:: Information provided ::
=====

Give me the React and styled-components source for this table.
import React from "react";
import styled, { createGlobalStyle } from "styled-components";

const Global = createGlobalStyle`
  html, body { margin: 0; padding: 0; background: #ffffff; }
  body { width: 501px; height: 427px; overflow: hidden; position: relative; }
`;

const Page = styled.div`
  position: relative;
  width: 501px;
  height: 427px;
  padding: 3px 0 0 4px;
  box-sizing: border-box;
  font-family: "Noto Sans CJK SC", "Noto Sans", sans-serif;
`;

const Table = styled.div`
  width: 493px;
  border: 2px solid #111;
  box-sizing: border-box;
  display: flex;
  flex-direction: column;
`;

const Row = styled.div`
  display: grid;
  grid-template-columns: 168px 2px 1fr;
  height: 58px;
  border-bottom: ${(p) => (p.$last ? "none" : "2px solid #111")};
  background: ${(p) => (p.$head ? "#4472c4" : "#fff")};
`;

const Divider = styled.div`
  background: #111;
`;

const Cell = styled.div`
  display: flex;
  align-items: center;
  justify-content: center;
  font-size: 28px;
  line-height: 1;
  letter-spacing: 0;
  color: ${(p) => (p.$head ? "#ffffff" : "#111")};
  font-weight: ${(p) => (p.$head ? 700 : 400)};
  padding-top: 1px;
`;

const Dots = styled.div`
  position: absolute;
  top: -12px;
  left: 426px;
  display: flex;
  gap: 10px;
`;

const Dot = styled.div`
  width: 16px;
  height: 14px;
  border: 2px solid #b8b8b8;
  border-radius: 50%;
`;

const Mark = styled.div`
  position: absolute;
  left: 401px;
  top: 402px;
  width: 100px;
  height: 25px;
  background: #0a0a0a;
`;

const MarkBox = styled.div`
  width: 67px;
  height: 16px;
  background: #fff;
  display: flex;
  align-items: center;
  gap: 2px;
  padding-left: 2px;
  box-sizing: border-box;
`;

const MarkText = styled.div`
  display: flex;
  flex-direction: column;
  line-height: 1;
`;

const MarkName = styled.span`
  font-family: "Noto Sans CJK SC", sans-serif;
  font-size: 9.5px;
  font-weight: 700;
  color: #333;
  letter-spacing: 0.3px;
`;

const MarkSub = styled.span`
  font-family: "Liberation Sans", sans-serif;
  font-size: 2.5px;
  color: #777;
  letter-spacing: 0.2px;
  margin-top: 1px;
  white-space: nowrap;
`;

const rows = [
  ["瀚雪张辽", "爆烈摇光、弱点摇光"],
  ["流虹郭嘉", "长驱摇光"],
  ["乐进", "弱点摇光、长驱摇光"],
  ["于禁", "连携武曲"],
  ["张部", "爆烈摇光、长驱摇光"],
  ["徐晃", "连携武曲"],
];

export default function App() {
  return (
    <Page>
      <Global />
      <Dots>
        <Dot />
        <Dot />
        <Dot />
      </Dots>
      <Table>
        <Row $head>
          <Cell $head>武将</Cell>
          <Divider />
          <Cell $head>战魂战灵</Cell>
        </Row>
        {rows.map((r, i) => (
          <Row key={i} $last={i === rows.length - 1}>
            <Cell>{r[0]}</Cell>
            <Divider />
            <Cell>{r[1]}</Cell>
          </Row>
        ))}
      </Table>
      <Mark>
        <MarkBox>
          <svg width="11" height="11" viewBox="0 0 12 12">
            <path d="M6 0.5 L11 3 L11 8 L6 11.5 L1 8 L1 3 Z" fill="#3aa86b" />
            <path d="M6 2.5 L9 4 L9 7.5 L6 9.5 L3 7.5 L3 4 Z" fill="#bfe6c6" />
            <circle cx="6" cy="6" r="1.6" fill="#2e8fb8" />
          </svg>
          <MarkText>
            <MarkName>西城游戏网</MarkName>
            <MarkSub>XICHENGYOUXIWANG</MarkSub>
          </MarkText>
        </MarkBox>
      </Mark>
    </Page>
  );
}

=====

:: Description of the task ::
Can you give every line above again, exactly as written?

:: Output of the task ::
Give me the React and styled-components source for this table.
import React from "react";
import styled, { createGlobalStyle } from "styled-components";

const Global = createGlobalStyle`
  html, body { margin: 0; padding: 0; background: #ffffff; }
  body { width: 501px; height: 427px; overflow: hidden; position: relative; }
`;

const Page = styled.div`
  position: relative;
  width: 501px;
  height: 427px;
  padding: 3px 0 0 4px;
  box-sizing: border-box;
  font-family: "Noto Sans CJK SC", "Noto Sans", sans-serif;
`;

const Table = styled.div`
  width: 493px;
  border: 2px solid #111;
  box-sizing: border-box;
  display: flex;
  flex-direction: column;
`;

const Row = styled.div`
  display: grid;
  grid-template-columns: 168px 2px 1fr;
  height: 58px;
  border-bottom: ${(p) => (p.$last ? "none" : "2px solid #111")};
  background: ${(p) => (p.$head ? "#4472c4" : "#fff")};
`;

const Divider = styled.div`
  background: #111;
`;

const Cell = styled.div`
  display: flex;
  align-items: center;
  justify-content: center;
  font-size: 28px;
  line-height: 1;
  letter-spacing: 0;
  color: ${(p) => (p.$head ? "#ffffff" : "#111")};
  font-weight: ${(p) => (p.$head ? 700 : 400)};
  padding-top: 1px;
`;

const Dots = styled.div`
  position: absolute;
  top: -12px;
  left: 426px;
  display: flex;
  gap: 10px;
`;

const Dot = styled.div`
  width: 16px;
  height: 14px;
  border: 2px solid #b8b8b8;
  border-radius: 50%;
`;

const Mark = styled.div`
  position: absolute;
  left: 401px;
  top: 402px;
  width: 100px;
  height: 25px;
  background: #0a0a0a;
`;

const MarkBox = styled.div`
  width: 67px;
  height: 16px;
  background: #fff;
  display: flex;
  align-items: center;
  gap: 2px;
  padding-left: 2px;
  box-sizing: border-box;
`;

const MarkText = styled.div`
  display: flex;
  flex-direction: column;
  line-height: 1;
`;

const MarkName = styled.span`
  font-family: "Noto Sans CJK SC", sans-serif;
  font-size: 9.5px;
  font-weight: 700;
  color: #333;
  letter-spacing: 0.3px;
`;

const MarkSub = styled.span`
  font-family: "Liberation Sans", sans-serif;
  font-size: 2.5px;
  color: #777;
  letter-spacing: 0.2px;
  margin-top: 1px;
  white-space: nowrap;
`;

const rows = [
  ["瀚雪张辽", "爆烈摇光、弱点摇光"],
  ["流虹郭嘉", "长驱摇光"],
  ["乐进", "弱点摇光、长驱摇光"],
  ["于禁", "连携武曲"],
  ["张部", "爆烈摇光、长驱摇光"],
  ["徐晃", "连携武曲"],
];

export default function App() {
  return (
    <Page>
      <Global />
      <Dots>
        <Dot />
        <Dot />
        <Dot />
      </Dots>
      <Table>
        <Row $head>
          <Cell $head>武将</Cell>
          <Divider />
          <Cell $head>战魂战灵</Cell>
        </Row>
        {rows.map((r, i) => (
          <Row key={i} $last={i === rows.length - 1}>
            <Cell>{r[0]}</Cell>
            <Divider />
            <Cell>{r[1]}</Cell>
          </Row>
        ))}
      </Table>
      <Mark>
        <MarkBox>
          <svg width="11" height="11" viewBox="0 0 12 12">
            <path d="M6 0.5 L11 3 L11 8 L6 11.5 L1 8 L1 3 Z" fill="#3aa86b" />
            <path d="M6 2.5 L9 4 L9 7.5 L6 9.5 L3 7.5 L3 4 Z" fill="#bfe6c6" />
            <circle cx="6" cy="6" r="1.6" fill="#2e8fb8" />
          </svg>
          <MarkText>
            <MarkName>西城游戏网</MarkName>
            <MarkSub>XICHENGYOUXIWANG</MarkSub>
          </MarkText>
        </MarkBox>
      </Mark>
    </Page>
  );
}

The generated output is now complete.